Definitions of/Introduction to Photographic Assisting

A very, very old polaroid of me in my assisting days. On a Sunday. With a hangover.

Unless you happen to be either phenomenally talented and/or well connected, working as an assistant photographer offers the best way into a career as a full-blown commercial photographer in your own right. The term "assistant" or "assistant photographer" can cover a multitude of sins, with the job description ranging from a glorified answer machine and dogsbody, to a highly specialised technical and sometimes creative consultant.

The job description of a photographer's assistant can actually be summed up in one sentence, which makes a change on this site! The job of a photographer's assistant is to allow the photographer to focus all their energies exclusively on taking the photograph. Within that simple phrase lurks all the complexities hinted at above!


Definitions:

There are three main types of photographic assistant, full-time, freelance and studio. A full-time assistant works for just one photographer, a freelance for any number, though they will usually have a steady client base of 5-6 on whom they can depend on for regular work, and a studio assistant works full-time for a hire studio. The most obvious differences are in terms of income and types of work. Both full-time and studio assistants can expect a regular salary, and are likely to be working almost every day of the working week, and often weekends and evenings. Different photographers and studios will obviously have wildly varying rates, some may go so far as to offer paid holiday, whilst many will pay a bare subsistence wage. By contrast a freelance assistant has no guaranteed income whatsoever, but usually commands a much higher day rate than the other two.

Full time assisting

A full-time assistant, as the name implies, will be involved continually in the process of running one photographers' business, and will almost certainly end up doing more than simply camera assisting, though this will be a very large portion of their job. They can sometimes be expected to run the office, take calls, book in hire equipment, studios, locations, models, liase with clients and agencies, maintain equipment, keep premises clean and tidy, and basically look after the business whilst the photographer concentrates on the job of taking photographs. The hours can be very long, and, since there is no photographic "union" the notion of overtime is something of a grey area.

The advantage to full-time work is that you get a much better idea than other assistants do as to how a photographic business is run, you can usually build up a good relationship with the photographer's own clients - which can occasionally lead to small commissions, you can rely on a certain amount of money every month, and it's not uncommon to get use of the photographers equipment and premises for your own use when business is quiet.

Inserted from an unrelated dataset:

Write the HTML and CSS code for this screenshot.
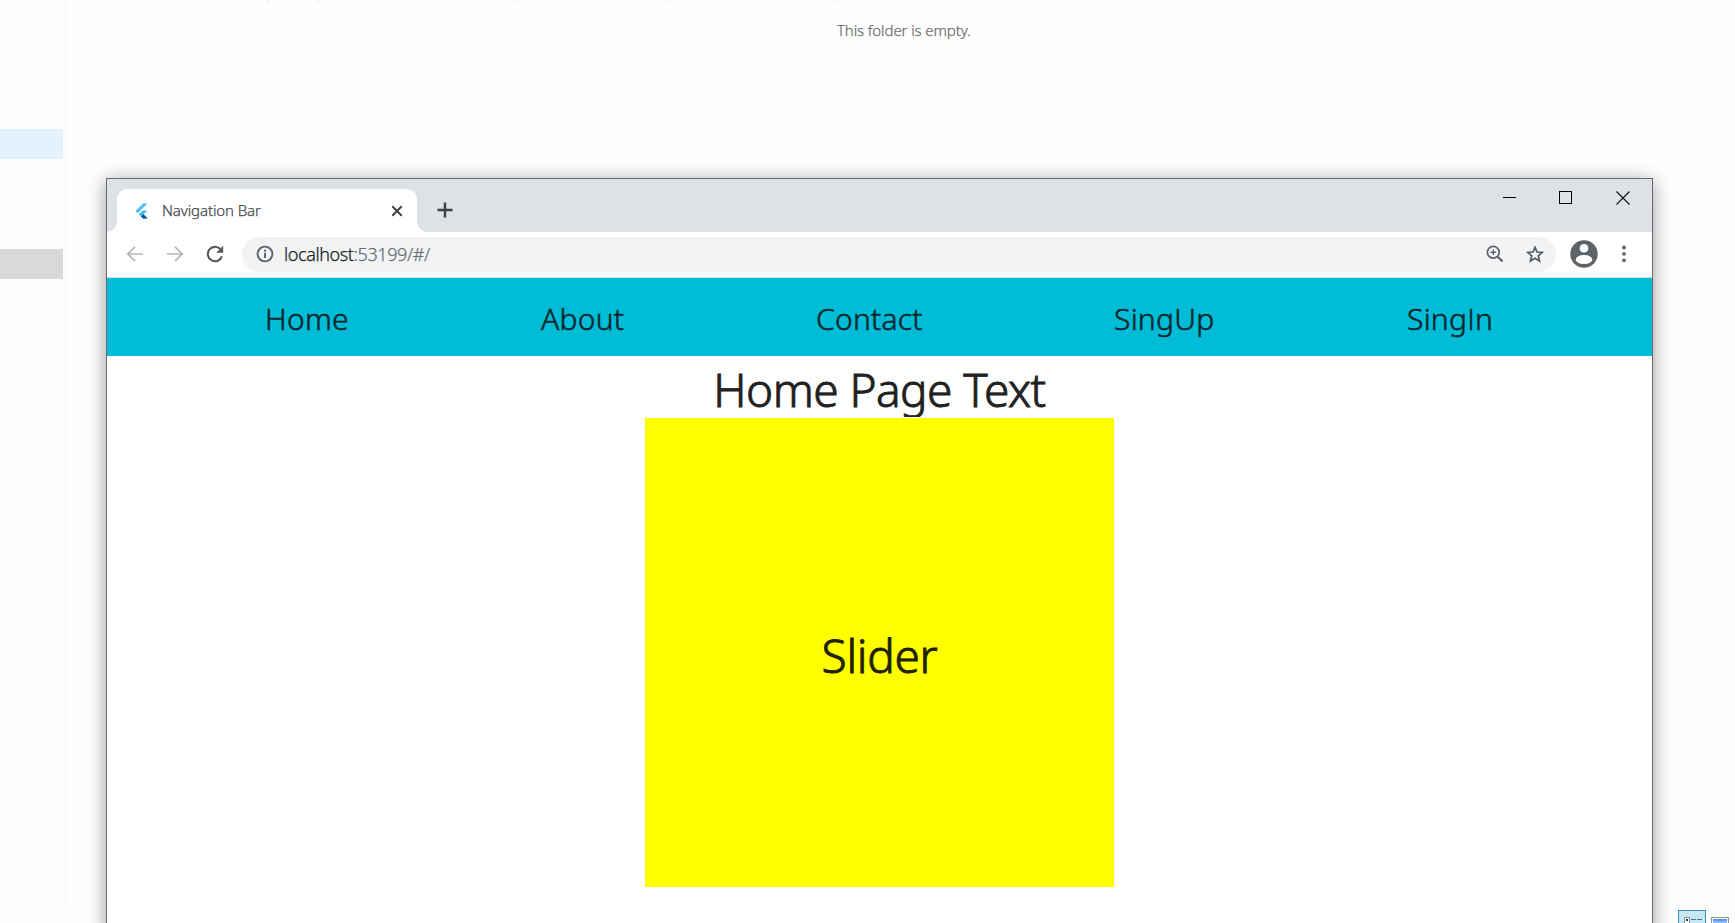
FILE: index.html
```
<!DOCTYPE html>
<html lang="en">
<head>
<meta charset="utf-8">
<title>Navigation Bar</title>
<link rel="stylesheet" href="styles.css">
</head>
<body>
<div class="explorer">
  <aside class="tree">
    <div class="tree-row hovered"></div>
    <div class="tree-row selected"></div>
  </aside>
  <section class="folder">
    <div class="header-edge"><i></i><i></i><i></i><i></i><i></i></div>
    <p class="empty">This folder is empty.</p>
  </section>
  <div class="views">
    <svg width="28" height="13" viewBox="0 0 28 13"><rect x=".5" y=".5" width="27" height="16" fill="#c5e9f4" stroke="#3c8fbb"/><rect x="6.500" y="7.500" width="5" height="8" fill="#fff" stroke="#8a9299"/><path d="M8 9h2v2H8z" fill="#333"/><path d="M13 9.500h5m1 0h5" stroke="#5b7078"/></svg>
    <svg width="18" height="6" viewBox="0 0 18 6"><rect x=".5" y=".5" width="17" height="10" fill="#fff" stroke="#8e929d"/><path d="M2 2h14v5H2z" fill="#8ebcf5"/><path d="M2 2h14v2H2z" fill="#5c98e6"/></svg>
  </div>
</div>

<div class="window">
  <header class="tabstrip">
    <div class="tab">
      <svg class="flutter" width="16" height="16" viewBox="0 0 16 16"><path d="M10 .500h4.500L4.700 10.200 2.500 8z" fill="#50bff3"/><path d="M10 7.400h4.500L10.800 11l3.700 4.500H10L5.700 11.200z" fill="#44b8ef"/><path d="M8 13.400l2.300-2.200 4.200 4.300H10z" fill="#0b4a91"/></svg>
      <span class="tab-title">Navigation Bar</span>
      <svg class="tab-close" width="12" height="12" viewBox="0 0 12 12"><path d="M1.300 1.300l9.400 9.400m0-9.400l-9.400 9.400" stroke="#3c4043" stroke-width="2"/></svg>
    </div>
    <svg class="new-tab" width="16" height="16" viewBox="0 0 16 16"><path d="M8 .500v15M.500 8h15" stroke="#3c4043" stroke-width="2.500"/></svg>
    <div class="controls">
      <svg width="13" height="13" viewBox="0 0 13 13"><path d="M0 6.500h13" stroke="#000"/></svg>
      <svg width="13" height="13" viewBox="0 0 13 13"><rect x=".5" y=".5" width="12" height="12" fill="none" stroke="#000"/></svg>
      <svg width="14" height="14" viewBox="0 0 14 14"><path d="M.500.500l13 13m0-13l-13 13" stroke="#111" stroke-width="1.100"/></svg>
    </div>
  </header>
  <div class="toolbar">
    <svg class="back" width="18" height="16" viewBox="0 0 18 16"><path d="M17 8H2M9 .800L1.800 8 9 15.200" fill="none" stroke="#b4b6b8" stroke-width="1.700"/></svg>
    <svg class="forward" width="18" height="16" viewBox="0 0 18 16"><path d="M1 8h15M9 .800L16.200 8 9 15.200" fill="none" stroke="#b4b6b8" stroke-width="1.700"/></svg>
    <svg class="reload" width="18" height="18" viewBox="0 0 18 18"><path d="M15.900 11.200A7.200 7.200 0 1 1 14.200 4" fill="none" stroke="#55595d" stroke-width="2.100"/><path d="M17.200.700v7h-7z" fill="#55595d"/></svg>
    <div class="omnibox">
      <svg class="info" width="18" height="18" viewBox="0 0 18 18"><circle cx="9" cy="9" r="7.400" fill="none" stroke="#5f6368" stroke-width="1.900"/><path d="M9 8v5M9 4.700v2" stroke="#5f6368" stroke-width="2"/></svg>
      <span class="url"><b>localhost</b>:53199/#/</span>
      <svg class="zoom-icon" width="18" height="18" viewBox="0 0 18 18"><circle cx="7.300" cy="7.300" r="5.900" fill="none" stroke="#5f6368" stroke-width="1.700"/><path d="M7.300 4.500v5.600M4.500 7.300h5.600" stroke="#5f6368" stroke-width="1.400"/><path d="M11.500 11.500l5 5" stroke="#5f6368" stroke-width="2.300"/></svg>
      <svg class="star" width="18" height="18" viewBox="0 0 18 18"><path d="M9 2.300l2 4.700 5.300.4-4 3.400 1.200 5.100L9 13.200l-4.500 2.700 1.200-5.100-4-3.400L7 7z" fill="none" stroke="#55595d" stroke-width="1.700"/></svg>
    </div>
    <svg class="avatar" width="28" height="28" viewBox="0 0 28 28"><circle cx="14" cy="14" r="13.700" fill="#5f6368"/><circle cx="14" cy="8.300" r="4.300" fill="#fff"/><ellipse cx="14" cy="19.500" rx="8.300" ry="4.500" fill="#fff"/></svg>
    <svg class="more" width="4" height="18" viewBox="0 0 4 18"><g fill="#5f6368"><circle cx="2" cy="2.500" r="1.900"/><circle cx="2" cy="8.900" r="1.900"/><circle cx="2" cy="15.300" r="1.900"/></g></svg>
  </div>
  <nav class="nav">
    <a class="home">Home</a><a class="about">About</a><a class="contact">Contact</a><a class="signup">SingUp</a><a class="signin">Sing<span class="plain-i">I</span>n</a>
  </nav>
  <main class="page">
    <h1 class="title">Home Page Text</h1>
    <div class="slider"><span>Slider</span></div>
  </main>
</div>
</body>
</html>
```
FILE: styles.css
```
* { box-sizing: border-box; }
body { margin: 0; width: 1735px; height: 923px; overflow: hidden; position: relative; background: #fff; font-family: "Noto Sans", "Open Sans", sans-serif; font-weight: 350; }
svg { display: block; flex: none; }

.explorer { display: flex; height: 923px; background: #fefefe; }
.tree { width: 66px; height: 905px; padding-top: 129px; border-right: 1px solid #f5f5f5; }
.tree-row { width: 63px; height: 30px; }
.hovered { background: #e3f2fd; margin-bottom: 90px; }
.selected { background: #d9d9d9; }
.folder { flex: 1; }
.header-edge { display: flex; height: 1px; padding-left: 267px; margin-left: -66px; }
.header-edge i { width: 2px; height: 1px; background: #e8e8e8; margin-right: 48px; }
.header-edge i:nth-child(2) { margin-right: 197px; }
.header-edge i:nth-child(3) { margin-right: 150px; }
.header-edge i:nth-child(4) { margin-right: 166px; }
.empty { margin: 18px 0 0 771px; font-size: 15px; line-height: 22px; color: #6d6d6d; white-space: nowrap; letter-spacing: -.1px; -webkit-text-stroke: .25px currentColor; }
.views { position: absolute; right: 6px; bottom: 0; display: flex; gap: 5px; align-items: flex-end; }

.window { position: absolute; left: 106px; top: 178px; width: 1547px; height: 760px; border: 1px solid #686a6d; background: #fff; box-shadow: 0 3px 18px rgba(0,0,0,.4); }
.tabstrip { height: 53px; display: flex; align-items: flex-start; background: #dee1e6; padding: 10px 22px 0 10px; }
.tab { position: relative; width: 300px; height: 43px; background: #fff; border-radius: 10px 10px 0 0; display: flex; align-items: center; padding: 0 14px 0 16px; }
.tab::before, .tab::after { content: ""; position: absolute; bottom: 0; width: 10px; height: 10px; }
.tab::before { left: -10px; background: radial-gradient(circle at 0 0, transparent 9.5px, #fff 10px); }
.tab::after { right: -10px; background: radial-gradient(circle at 100% 0, transparent 9.5px, #fff 10px); }
.tab-title { margin: 0 0 2px 13px; flex: 1; font-size: 15px; line-height: 20px; color: #45494d; letter-spacing: -.1px; white-space: nowrap; -webkit-text-stroke: .25px currentColor; }
.new-tab { margin: 13px 0 0 20px; }
.controls { margin-left: auto; display: flex; gap: 44px; }
.controls svg { margin-top: 2px; }
.controls svg:first-child { margin-right: -1px; }
.toolbar { height: 46px; display: flex; align-items: center; padding: 0 26px 0 19px; border-bottom: 1px solid #d8dfe1; }
.toolbar svg { margin-bottom: 1px; }
.forward { margin-left: 22px; }
.reload { margin-left: 22px; }
.omnibox { margin-left: 18px; width: 1314px; height: 35px; border-radius: 18px; background: #f1f3f4; display: flex; align-items: center; padding: 0 12px 0 14px; }
.url { margin: 0 0 2px 10px; flex: 1; font-size: 18px; line-height: 24px; color: #6b6f73; letter-spacing: -.4px; white-space: nowrap; -webkit-text-stroke: .25px currentColor; }
.url b { font-weight: inherit; color: #202124; }
.star { margin-left: 22px; }
.avatar { margin-left: 14px; }
.more { margin-left: 24px; }

.nav { height: 78px; background: #00bcd7; display: flex; gap: 192px; padding: 20px 0 0 158px; color: #08272d; font-size: 30px; line-height: 42px; letter-spacing: .25px; -webkit-text-stroke: .55px currentColor; }
.nav a { flex: none; white-space: nowrap; }
.home { width: 84px; }
.about { width: 83px; }
.contact { width: 106px; }
.signup { width: 101px; }
.signin { width: 86px; }
.plain-i { font-family: "Open Sans", sans-serif; }
.page { display: flex; flex-direction: column; align-items: center; }
.title { margin: 0; height: 61px; overflow: hidden; font-weight: inherit; font-size: 46px; line-height: 67px; color: #212121; white-space: nowrap; letter-spacing: -.55px; -webkit-text-stroke: .9px currentColor; }
.slider { width: 469px; height: 469px; margin-top: 1px; background: #ff0; display: flex; align-items: center; justify-content: center; padding-top: 4px; font-size: 46px; line-height: 60px; color: #212100; letter-spacing: -.3px; -webkit-text-stroke: .9px currentColor; }
```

On the downside the wages can often be low, the hours inhuman, and being tied to one photographer means that if you go on to become a freelance assistant, you may lack the breadth of experience necessary for dealing with other photographers.

Studio Assistants.

A studio assistant will be resident in one hire studio, some of which employ up to 6 or 7. Once again you can expect a regular wage, although it is not likely to be very high. The nature of the work in studios is often more mundane than the other two disciplines, as a great deal of your time will be taken up with basic studio maintenance such as cleaning and repainting. You will be expected to know how to operate and sometimes maintain the studios lighting and camera equipment, as well as usually clearing up after the photographers have left the studio. Long hours are also likely, though they are usually covered in an overtime scheme, since any extra use of the studio will incur a charge, a portion of which is usually the assistants wage. You may well be expected to open up first thing in the morning, and close up last thing at night.

At first glance studio assisting may not seem like a very attractive option, particularly if you've just spent 3 years studying photography at degree level, but on closer inspection all sorts of opportunities appear. Firstly you have the ability to watch lots of different photographers at work, many of whom you'd probably never get the chance to see again. Now it may not be feasible to stand around at the back of the studio whilst they're shooting (although it can sometimes happen!) but you should still be able to glean enough information about working methods to be able to build up a store of useful approaches for yourself. Secondly, the studios will not always be in use, and most studios will let their staff use them for free at weekends for example, for testing or other purposes, and this can be a very good way to build up work for your portfolio.

Freelance Assistants.


Duncan Nicholls - freelance assistant, and in no way camp. Ohh no, matron.

A freelance assistant is obviously much more independent than the other two, and conversely has no regular income to fall back on. The job description of a freelance is by necessity very broad, and also varies immensely from photographer to photographer. In my time I worked for people for whom I was nothing more than a tea boy and answer machine, right up to elaborate studio set-ups where I did everything short of actually pressing the shutter, as well as many places in between. Perhaps the main similarity between the other two is that you can expect the hours to be long - you should also be prepared to work weekends, and don't be too alarmed if you have to get up very early some days (and I do mean early).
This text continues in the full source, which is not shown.